Nous arrêtons là le récit de l’abbé Angelin, certifié par Pontmartin. Si nous en avons reproduit un aussi long passage, c’est pour bien établir l’identité de Jean Valjean. Ce récit a d’autant plus de saveur que Victor Hugo avait imaginé pour son Jean Valjean ce que l’abbé Angelin avait vu dans les traits, l’attitude et la nature de Pierre Maurin. Ce Jean Valjean, si invraisemblable d’après les critiques du temps, qui n’a pas pu être condamné si sévèrement pour le vol d’un pain, qui n’a pas pu être chassé de partout, qui était incapable de devenir M. Madeleine, nous le trouvons tout entier sous les traits de Pierre Maurin.

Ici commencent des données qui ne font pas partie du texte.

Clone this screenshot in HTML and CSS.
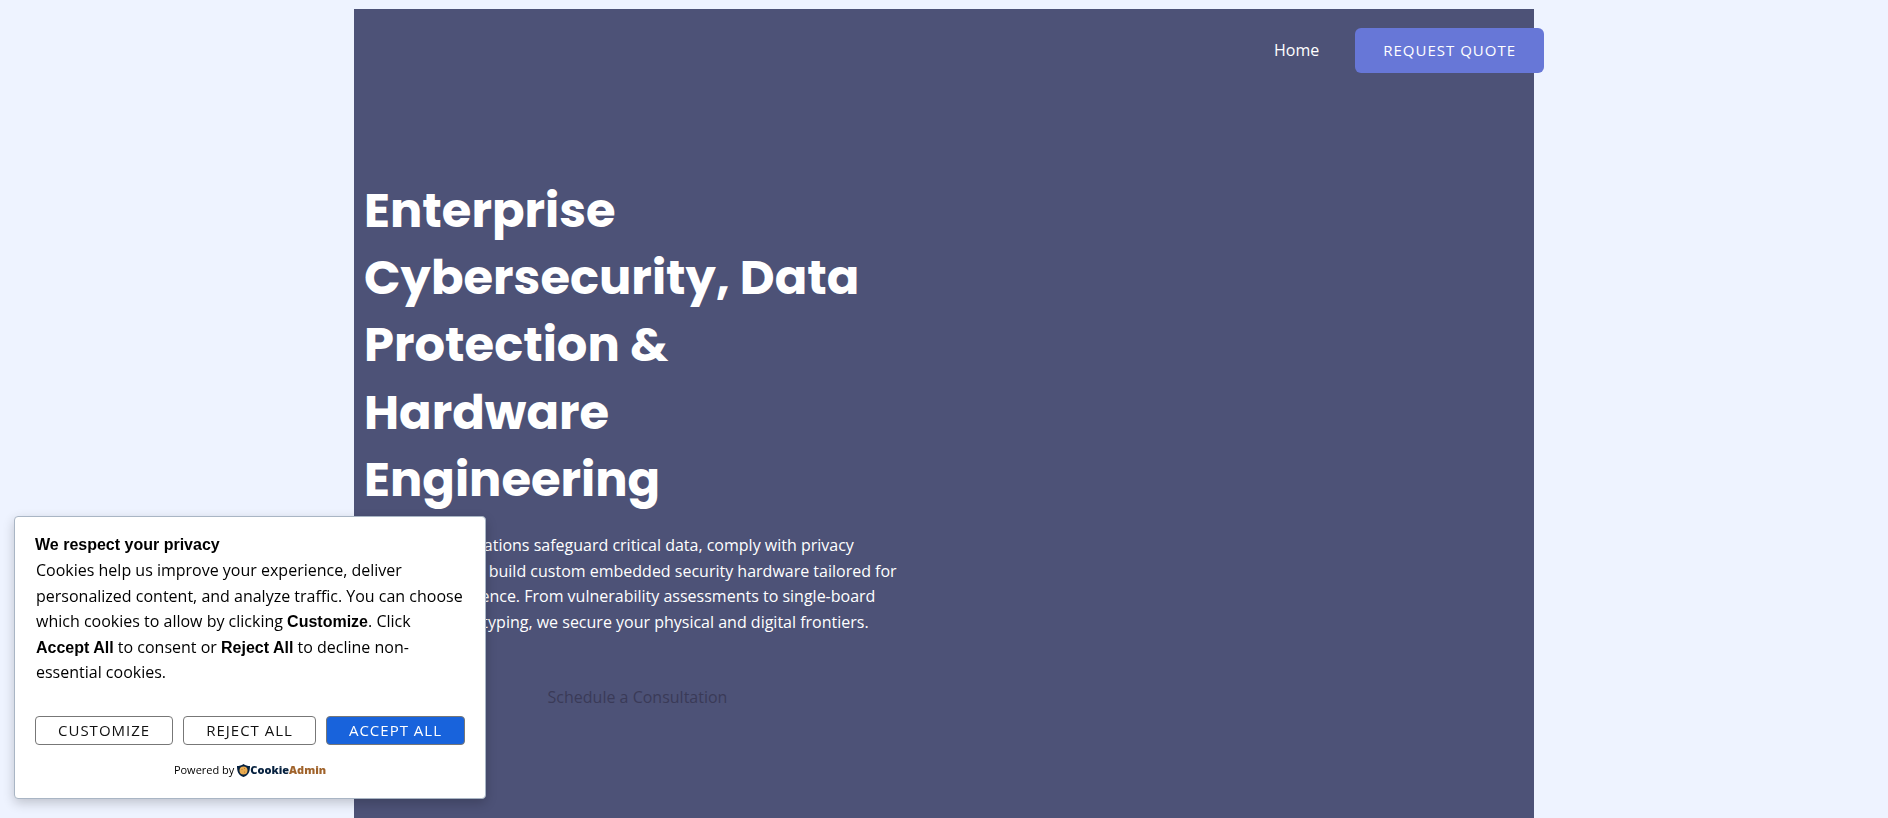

Suivons la fin de l’histoire.

Mgr Miollis écrivit à son frère le général pour lui recommander Pierre. L’ancien forçat, muni de cette lettre, quitta à regret son évêque et se rendit aussitôt auprès du général, qui le plaça tout d’abord comme infirmier dans une ambulance. À quelque temps de là, après avoir éprouvé à plusieurs reprises sa nouvelle recrue, le général adressa à son frère, Mgr Miollis, la lettre suivante :


Mon cher évêque.

C’est un vrai cadeau que tu m’as fait. Ton Pierre Maurin est un brave ; s’il n’a pas déjà une jambe de bois et un menton d’argent, ce n’est pas sa faute. J’ai commencé par prendre avec lui quelques précautions qui m’ont paru nécessaires. J’en ai fait un infirmier dans une de nos ambulances. Sa conduite a été parfaite, et il a achevé de me gagner le cœur par un trait de probité assez rare parmi nos épaulettes de laine. Le soir de la bataille de X…, il était allé bien loin, au risque d’attraper quelque balle retardataire, chercher et recueillir nos blessés. Édouard de Mauléon, un de nos plus jeunes sous-lieutenants, respirait encore. Pierre, qui est un hercule, le prit dans ses bras ; mais, au même instant, Édouard, qui avait la poitrine traversée de part en part, rendit le dernier soupir. C’était un riche fils de famille. Il avait sur lui une montre de prix, une trentaine de louis, une chaîne et un médaillon en or. Pierre me rapporta exactement tout cela et ne voulut pas entendre parler de récompense.

« Ma récompense, me dit-il, ah ! la plus belle de toutes… ce serait si mon général voulait être assez bon pour en écrire un mot à mon évêque ! » Il prononça ces mots : « mon général » et « mon évêque » d’une certaine manière, avec une expression qui m’a ému. L’épreuve me semblait décisive, et, comme mes trois brosseurs avaient été tués l’un après l’autre, j’ai attaché Pierre à mon service. C’était un premier pas, le second ne s’est pas fait attendre.

Nous avons eu, l’autre jour, une bataille sanglante, une victoire chèrement disputée. Pierre Maurin s’est battu non seulement en vaillant soldat qui fait son devoir, non seulement en repris de justice qui veut se réhabi-

  1. Déshabilleur de tronc et de branches maîtresses de chênes-liège ; du mot provençal rusque — écorce.